See this story at BrooklynDaily.com.
By Jaime Lutz
Brooklyn Daily
Two rockers have a vision of the future of music — and there aren’t any guitars.
In a warehouse-cum-gallery in the industrial wasteland of Bushwick, sisters Taraka and Nimai Larson of the cult rock band Prince Rama have built what they call a post-Apocalyptic Guitar Center store — a riff on the chain of musical instrument shops.
Perhaps the retailer of Gibsons and Yamahas will survive the end of days, but the stringed instruments that gave rock its sound are nowhere to be found inside the exhibit.

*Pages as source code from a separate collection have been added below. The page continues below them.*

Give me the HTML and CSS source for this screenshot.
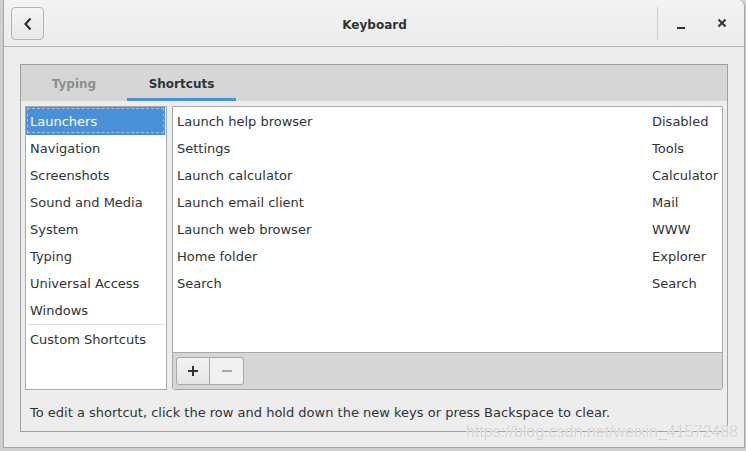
FILE: index.html
```html
<!DOCTYPE html>
<html>
<head>
<meta charset="utf-8">
<link rel="stylesheet" href="styles.css">
</head>
<body>
<div class="window">
  <header class="headerbar">
    <button class="back-btn" aria-label="Back">
      <svg width="10" height="14" viewBox="0 0 10 14"><path d="M7.5 1.5 L2.5 7 L7.5 12.5" fill="none" stroke="#2e3436" stroke-width="2.2"/></svg>
    </button>
    <div class="title">Keyboard</div>
    <div class="sep"></div>
    <div class="wm-btn minimize"><svg width="10" height="10" viewBox="0 0 10 10"><rect x="1" y="7" width="8" height="2" fill="#2e3436"/></svg></div>
    <div class="wm-btn close"><svg width="10" height="10" viewBox="0 0 10 10"><path d="M1.5 1.5 L8.5 8.5 M8.5 1.5 L1.5 8.5" stroke="#2e3436" stroke-width="2"/></svg></div>
  </header>
  <main class="content">
    <div class="notebook">
      <div class="tabs">
        <div class="tab">Typing</div>
        <div class="tab active">Shortcuts</div>
      </div>
      <div class="page">
        <div class="panes">
          <ul class="sections">
            <li class="selected"><span>Launchers</span></li>
            <li>Navigation</li>
            <li>Screenshots</li>
            <li>Sound and Media</li>
            <li>System</li>
            <li>Typing</li>
            <li>Universal Access</li>
            <li>Windows</li>
            <li class="custom">Custom Shortcuts</li>
          </ul>
          <div class="shortcuts">
            <ul class="list">
              <li><span>Launch help browser</span><span class="key">Disabled</span></li>
              <li><span>Settings</span><span class="key">Tools</span></li>
              <li><span>Launch calculator</span><span class="key">Calculator</span></li>
              <li><span>Launch email client</span><span class="key">Mail</span></li>
              <li><span>Launch web browser</span><span class="key">WWW</span></li>
              <li><span>Home folder</span><span class="key">Explorer</span></li>
              <li><span>Search</span><span class="key">Search</span></li>
            </ul>
            <div class="toolbar">
              <div class="btn-group">
                <button class="tb-btn">
                  <svg width="12" height="12" viewBox="0 0 12 12"><path d="M6 1 V11 M1 6 H11" stroke="#2e3436" stroke-width="2"/></svg>
                </button>
                <button class="tb-btn disabled">
                  <svg width="12" height="12" viewBox="0 0 12 12"><path d="M1 6 H11" stroke="#a8aaa8" stroke-width="2"/></svg>
                </button>
              </div>
            </div>
          </div>
        </div>
        <p class="hint">To edit a shortcut, click the row and hold down the new keys or press Backspace to clear.</p>
      </div>
    </div>
    <div class="watermark">https://blog.csdn.net/weixin_41572488</div>
  </main>
</div>
</body>
</html>
```

FILE: styles.css
```css
* { box-sizing: border-box; }
html, body {
  margin: 0;
  padding: 0;
  width: 746px;
  height: 451px;
  overflow: hidden;
}
body {
  background: #cfcfcf;
  font-family: "DejaVu Sans", sans-serif;
  font-size: 13px;
  color: #2e3436;
}
.window {
  margin-left: 3px;
  width: 742px;
  height: 448px;
  border: 1px solid #a6a6a6;
  border-top: none;
  border-top-right-radius: 7px;
  background: #ededed;
  display: flex;
  flex-direction: column;
  overflow: hidden;
}
.headerbar {
  height: 47px;
  flex: none;
  display: flex;
  align-items: center;
  padding: 0 0 0 7px;
  background: linear-gradient(#f3f3f3, #ebebeb);
  border-bottom: 1px solid #b5b5b5;
}
.back-btn {
  width: 33px;
  height: 33px;
  border: 1px solid #b5b5b5;
  border-radius: 4px;
  background: linear-gradient(#f4f4f4, #e8e8e8);
  display: flex;
  align-items: center;
  justify-content: center;
  padding: 0;
  margin-top: 1px;
}
.title {
  flex: 1;
  text-align: center;
  font-weight: bold;
  font-size: 12px;
  color: #2e3436;
  padding-left: 48px;
  padding-top: 4px;
}
.sep {
  width: 1px;
  height: 33px;
  background: #cfcfcf;
  margin-top: 1px;
}
.wm-btn {
  display: flex;
  align-items: center;
  justify-content: center;
}
.minimize { width: 38px; margin-left: 4px; padding-top: 3px; }
.close { width: 38px; margin-left: 3px; margin-right: 3px; }
.content {
  flex: 1;
  padding: 17px 16px 16px 16px;
  position: relative;
}
.notebook {
  border: 1px solid #a1a1a1;
  height: 368px;
  display: flex;
  flex-direction: column;
  background: #ededed;
}
.tabs {
  height: 36px;
  flex: none;
  background: #d6d6d6;
  display: flex;
  padding-left: 0;
}
.tab {
  width: 106px;
  text-align: center;
  font-weight: bold;
  font-size: 12px;
  color: #8b8e8f;
  line-height: 34px;
  padding-top: 2px;
}
.tab.active {
  color: #2e3436;
  width: 109px;
  border-bottom: 3px solid #4a90d9;
}
.page {
  flex: 1;
  display: flex;
  flex-direction: column;
  padding: 5px 4px 0 4px;
}
.panes {
  display: flex;
  gap: 5px;
  height: 284px;
  flex: none;
}
ul { list-style: none; margin: 0; padding: 0; }
.sections {
  width: 142px;
  background: #fff;
  border: 1px solid #a8a8a8;
  padding: 0;
}
.sections li {
  height: 27px;
  line-height: 27px;
  padding-left: 4px;
}
.sections li.selected {
  background: #4a90d9;
  color: #fff;
  margin-right: 1px;
  height: 28px;
  padding: 1px 1px 2px 1px;
}
.sections li.selected span {
  display: block;
  height: 25px;
  line-height: 25px;
  border: 1px dashed #9fc3ea;
  padding-left: 2px;
}
.sections li.custom {
  margin: 0 1px 0 2px;
  border-top: 1px solid #e0e0e0;
  padding-left: 2px;
  height: 30px;
  line-height: 30px;
}
.shortcuts {
  flex: 1;
  display: flex;
  flex-direction: column;
  border: 1px solid #a8a8a8;
  border-radius: 0 0 3px 3px;
  overflow: hidden;
}
.list {
  flex: 1;
  background: #fff;
  padding-top: 1px;
}
.list li {
  height: 27px;
  line-height: 27px;
  display: flex;
  padding-left: 4px;
}
.list li span:first-child { flex: 1; }
.list li .key { width: 70px; }
.toolbar {
  height: 37px;
  flex: none;
  background: #d6d6d6;
  border-top: 1px solid #a8a8a8;
  padding: 4px 0 0 3px;
}
.btn-group { display: flex; }
.tb-btn {
  width: 34px;
  height: 28px;
  padding: 0;
  display: flex;
  align-items: center;
  justify-content: center;
  border: 1px solid #a8a8a8;
  background: linear-gradient(#f2f2f2, #e6e6e6);
  border-radius: 3px 0 0 3px;
}
.tb-btn.disabled {
  border-left: none;
  border-radius: 0 3px 3px 0;
  background: #f0f0f0;
  width: 34px;
}
.hint {
  margin: 0;
  padding: 15px 0 0 5px;
  font-size: 13px;
}
.watermark {
  position: absolute;
  right: 6px;
  bottom: 7px;
  font-family: "Liberation Sans", sans-serif;
  font-size: 16px;
  color: #d2d2d2;
  text-shadow: 0 0 1px #ffffff, 0 0 1px #ffffff;
}
```
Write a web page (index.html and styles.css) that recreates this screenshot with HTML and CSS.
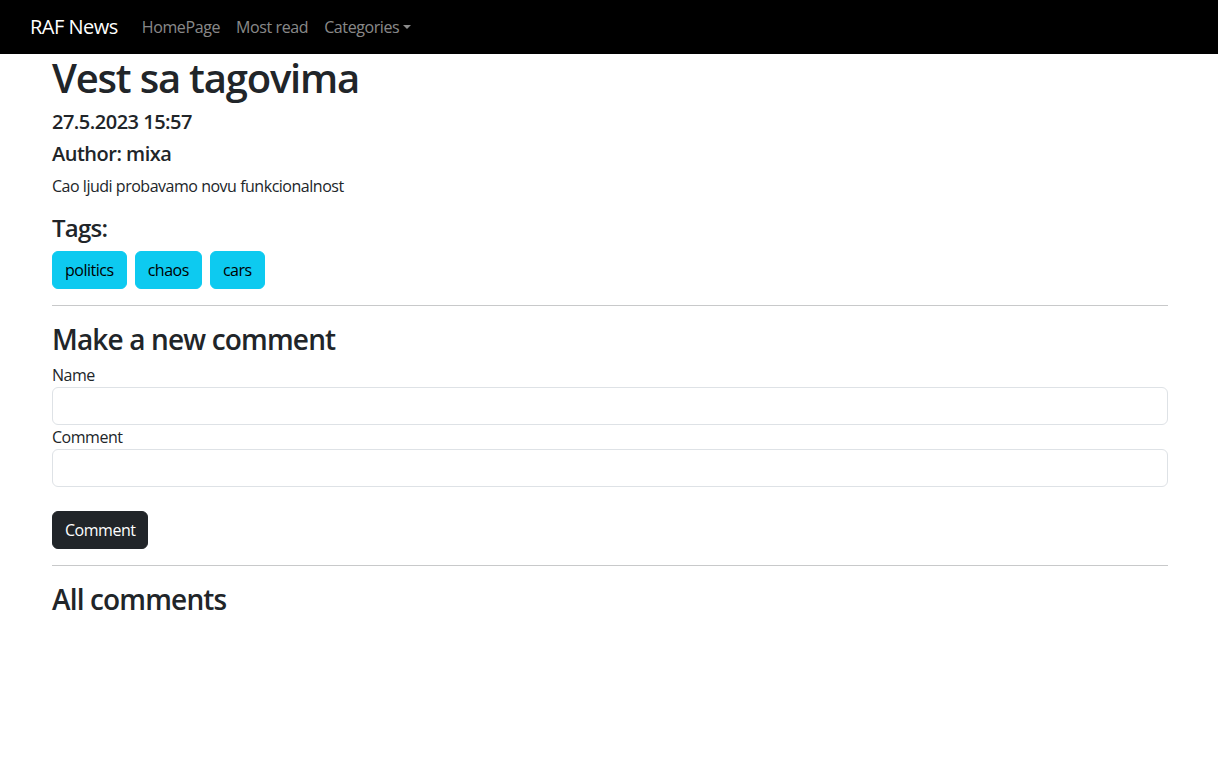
FILE: index.html
```html
<!DOCTYPE html>
<html lang="en">
<head>
<meta charset="utf-8">
<title>RAF News</title>
<link rel="stylesheet" href="styles.css">
</head>
<body>
<nav class="navbar">
  <a class="brand" href="#">RAF News</a>
  <ul class="nav">
    <li><a class="nav-link" href="#">HomePage</a></li>
    <li><a class="nav-link" href="#">Most read</a></li>
    <li><a class="nav-link dropdown" href="#">Categories</a></li>
  </ul>
</nav>
<main class="container">
  <h1 class="title">Vest sa tagovima</h1>
  <h5 class="sub">27.5.2023 15:57</h5>
  <h5 class="sub">Author: mixa</h5>
  <p class="text">Cao ljudi probavamo novu funkcionalnost</p>
  <h4 class="h4">Tags:</h4>
  <div class="tags">
    <button class="btn btn-info">politics</button>
    <button class="btn btn-info">chaos</button>
    <button class="btn btn-info">cars</button>
  </div>
  <hr class="rule">
  <h3 class="h3">Make a new comment</h3>
  <form class="form">
    <label class="label" for="name">Name</label>
    <input class="input" id="name" type="text">
    <label class="label" for="comment">Comment</label>
    <input class="input" id="comment" type="text">
    <div class="actions">
      <button class="btn btn-dark" type="button">Comment</button>
    </div>
  </form>
  <hr class="rule">
  <h3 class="h3">All comments</h3>
</main>
</body>
</html>
```
FILE: styles.css
```css
* { box-sizing: border-box; }
html, body { margin: 0; padding: 0; }
body {
  font-family: "Open Sans", "Noto Sans", sans-serif;
  font-size: 16px;
  line-height: 1.5;
  color: #212529;
  background: #fff;
}
.navbar {
  height: 54px;
  background: #000;
  display: flex;
  align-items: center;
  padding: 0 30px;
}
.brand {
  color: #fff;
  font-size: 20px;
  text-decoration: none;
  margin-right: 16px;
  line-height: 30px;
  letter-spacing: -0.025em;
}
.nav {
  display: flex;
  list-style: none;
  margin: 0;
  padding: 0;
}
.nav-link {
  display: block;
  padding: 8px;
  color: rgba(255,255,255,.55);
  text-decoration: none;
  letter-spacing: -0.025em;
}
.dropdown::after {
  content: "";
  display: inline-block;
  margin-left: .255em;
  vertical-align: .255em;
  border-top: .3em solid;
  border-right: .3em solid transparent;
  border-left: .3em solid transparent;
}
.container {
  padding: 0 50px 0 52px;
}
.title, .sub, .h4, .h3 {
  margin: 0 0 8px;
  font-weight: 600;
  line-height: 1.2;
  letter-spacing: -0.03em;
}
.title { font-size: 40px; }
.sub { font-size: 20px; letter-spacing: -0.025em; }
.h4 { font-size: 24px; }
.h3 { font-size: 28px; letter-spacing: -0.03em; padding-top: 1px; margin-bottom: 7px; }
.text { margin: 0 0 16px; letter-spacing: -0.03em; }
.tags { display: flex; gap: 8px; }
.btn {
  font-family: inherit;
  font-size: 16px;
  line-height: 24px;
  padding: 6px 12px;
  border: 1px solid transparent;
  border-radius: 6px;
  cursor: pointer;
  letter-spacing: -0.03em;
}
.btn-info { background: #0dcaf0; border-color: #0dcaf0; color: #000; }
.btn-dark { background: #212529; border-color: #212529; color: #fff; }
.rule {
  margin: 16px 0;
  border: 0;
  border-top: 1px solid #c8c9ca;
}
.form { display: flex; flex-direction: column; }
.label { display: block; letter-spacing: -0.03em; }
.input {
  display: block;
  width: 100%;
  height: 38px;
  padding: 6px 12px;
  font-family: inherit;
  font-size: 16px;
  border: 1px solid #dee2e6;
  border-radius: 6px;
  background: #fff;
}
.actions { margin-top: 24px; }
```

“You go in there and it’s almost like a post-instrument Guitar Center,” said Taraka, whose show is open through Feb. 28. “It’s all just kind of replicas — simulacrums of instruments.”
To make up for the lack of instruments, the exhibit’s walls are covered in Mylar and Guitar Center catalogues from the ’90s, and the sisters hung trees from the ceiling, as a sign of the outside world creeping in.
The guitar-less Guitar Center is a response to the digitization of music, Taraka said — the very present-day reality of bands making songs on their computer, uploading them to the internet, and waiting for fans to download them to their iPhones.
“[Guitar Center] kind of feels post-apocalyptic when you walk in there already,” she said. “It feels part of a time that’s come past.”
Guitars are what make the real-life instrument store a kind of utopian vision of rock music, said Taraka. At the shopping mall staple, would-be indie stars can play an expensive Les Paul through a $2,500 amp, she said — even if they can only afford a cheap Fender.
“You can be the star of your own show there,” she said.
It’s a feeling she’s trying to simulate — in a world with no instruments.
“I kind of look at Guitar Center as this ritual space for people to come and become part of this ongoing rock ’n’ roll mythology,” said Taraka.
Post-Apocalyptic Guitar Center at Secret Project Robot (389 Melrose St. between Irving and Knickerbocker avenues in Bushwick, www.secretprojectrobot.org). Show ends Feb. 28. Free.